Joseph Schumpeter is widely regarded as one of the greatest economic minds in the history of mankind.  One of his principal contributions to posterity is the notion of Creative Destruction.  The premise of this idea is that economic progress often requires current economic entities to be displaced by new competitors that can provide a better product at a lower cost.

It is not hard to see this concept in practice if one looks at a long time interval.  In the 19th century, the railroad companies held a daunting monopoly over transportation.  However, the emergence of automobiles and the trucking industry displaced the railroad monopoly by making it obsolete.  In a similar fashion, the emergence of hand held calculators quickly made the use of ‘slide rule’ instruments obsolete.  The reason why this phenomenon carries such power is that established market players tend to have high profit expectations from financial stakeholders.  This leads to relatively high prices, which gives new entrants a lot of room to undercut and still create a profit.  When new entrants come into the market, they are not beholden to an entrenched business model and can capture efficiencies that are not being practiced by the current market leader.

The importance of this concept lies in the fact it is extremely easy to become resistant to the dynamic change that is needed to keep a market economy moving.  This resistance typically comes from jobs and pensions that are locked-in to a specific way of doing business that may become obsolete over time.  (Please allow me to drop a ‘sledge hammer’ hint and point out that the current market turmoil is being caused by a breakdown of the ‘hybrid’ business-government relationship in free markets that can only be worsened by a perpetuation of this relationship through repeated ‘bailout’ initiatives.)

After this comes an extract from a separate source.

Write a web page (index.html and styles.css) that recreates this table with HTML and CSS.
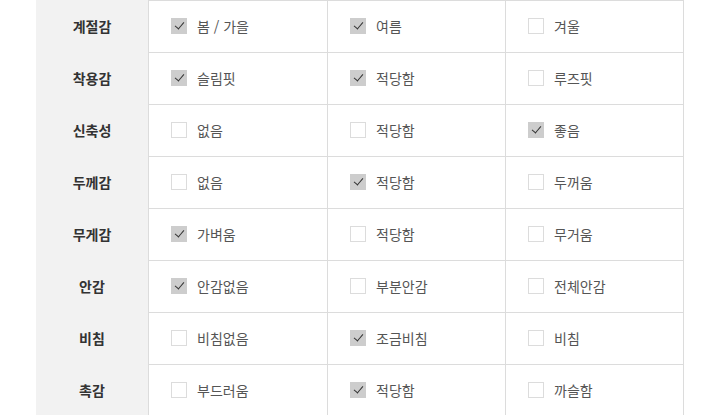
FILE: index.html
```html
<!DOCTYPE html>
<html lang="ko">
<head>
<meta charset="utf-8">
<link rel="stylesheet" href="styles.css">
</head>
<body>
<div class="spec">
  <div class="label">계절감</div>
  <div class="opt first top"><span class="box on"></span>봄 / 가을</div>
  <div class="opt top"><span class="box on"></span>여름</div>
  <div class="opt last top"><span class="box"></span>겨울</div>

  <div class="label">착용감</div>
  <div class="opt first"><span class="box on"></span>슬림핏</div>
  <div class="opt"><span class="box on"></span>적당함</div>
  <div class="opt last"><span class="box"></span>루즈핏</div>

  <div class="label">신축성</div>
  <div class="opt first"><span class="box"></span>없음</div>
  <div class="opt"><span class="box"></span>적당함</div>
  <div class="opt last"><span class="box on"></span>좋음</div>

  <div class="label">두께감</div>
  <div class="opt first"><span class="box"></span>없음</div>
  <div class="opt"><span class="box on"></span>적당함</div>
  <div class="opt last"><span class="box"></span>두꺼움</div>

  <div class="label">무게감</div>
  <div class="opt first"><span class="box on"></span>가벼움</div>
  <div class="opt"><span class="box"></span>적당함</div>
  <div class="opt last"><span class="box"></span>무거움</div>

  <div class="label">안감</div>
  <div class="opt first"><span class="box on"></span>안감없음</div>
  <div class="opt"><span class="box"></span>부분안감</div>
  <div class="opt last"><span class="box"></span>전체안감</div>

  <div class="label">비침</div>
  <div class="opt first"><span class="box"></span>비침없음</div>
  <div class="opt"><span class="box on"></span>조금비침</div>
  <div class="opt last"><span class="box"></span>비침</div>

  <div class="label">촉감</div>
  <div class="opt first"><span class="box"></span>부드러움</div>
  <div class="opt"><span class="box on"></span>적당함</div>
  <div class="opt last"><span class="box"></span>까슬함</div>
</div>
</body>
</html>
```
FILE: styles.css
```css
html, body {
  margin: 0;
  padding: 0;
  background: #fff;
}
body {
  font-family: "Noto Sans CJK KR", "Noto Sans", sans-serif;
  font-size: 14px;
}
.spec {
  margin-left: 36px;
  width: 648px;
  display: grid;
  grid-template-columns: 112px 179px 178px 179px;
}
.label {
  background: #f2f2f2;
  display: flex;
  align-items: center;
  justify-content: center;
  font-weight: 700;
  color: #333;
  font-size: 14px;
  padding-bottom: 2px;
}
.opt {
  height: 49px;
  padding-bottom: 2px;
  border-left: 1px solid #dcdcdc;
  border-bottom: 1px solid #dcdcdc;
  display: flex;
  align-items: center;
  padding-left: 22px;
  color: #555;
  gap: 10px;
  box-sizing: content-box;
}
.opt.top {
  border-top: 1px solid #dcdcdc;
}
.opt.last {
  border-right: 1px solid #dcdcdc;
}
.box {
  width: 14px;
  height: 14px;
  border: 1px solid #dcdcdc;
  background: #fff;
  flex: none;
  position: relative;
}
.box.on {
  background: #cdcdcd;
  border-color: #cdcdcd;
}
.box.on::after {
  content: "";
  position: absolute;
  left: 4.5px;
  top: 1px;
  width: 4px;
  height: 8px;
  border-right: 1.5px solid #333;
  border-bottom: 1.5px solid #333;
  transform: rotate(40deg);
}
```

It is important to keep this in mind that in the current global economy, attempting to protect obsolete business models through political influence will only forestall the inevitable transition to new ways of doing business.  If this protection is carried too far, the new ways of doing business may be suppressed entirely.  This can result in one of two undesirable scenarios.  The first is that the economy becomes stagnant, as entities fight for control of a shrinking pie.  The second is that the creative inertia shifts overseas, and the global influence of our economy becomes obsolete itself.  The key for each of us is to ensure that we are constantly moving toward emerging waves of the economy, instead of clinging to obsolete ways of doing business.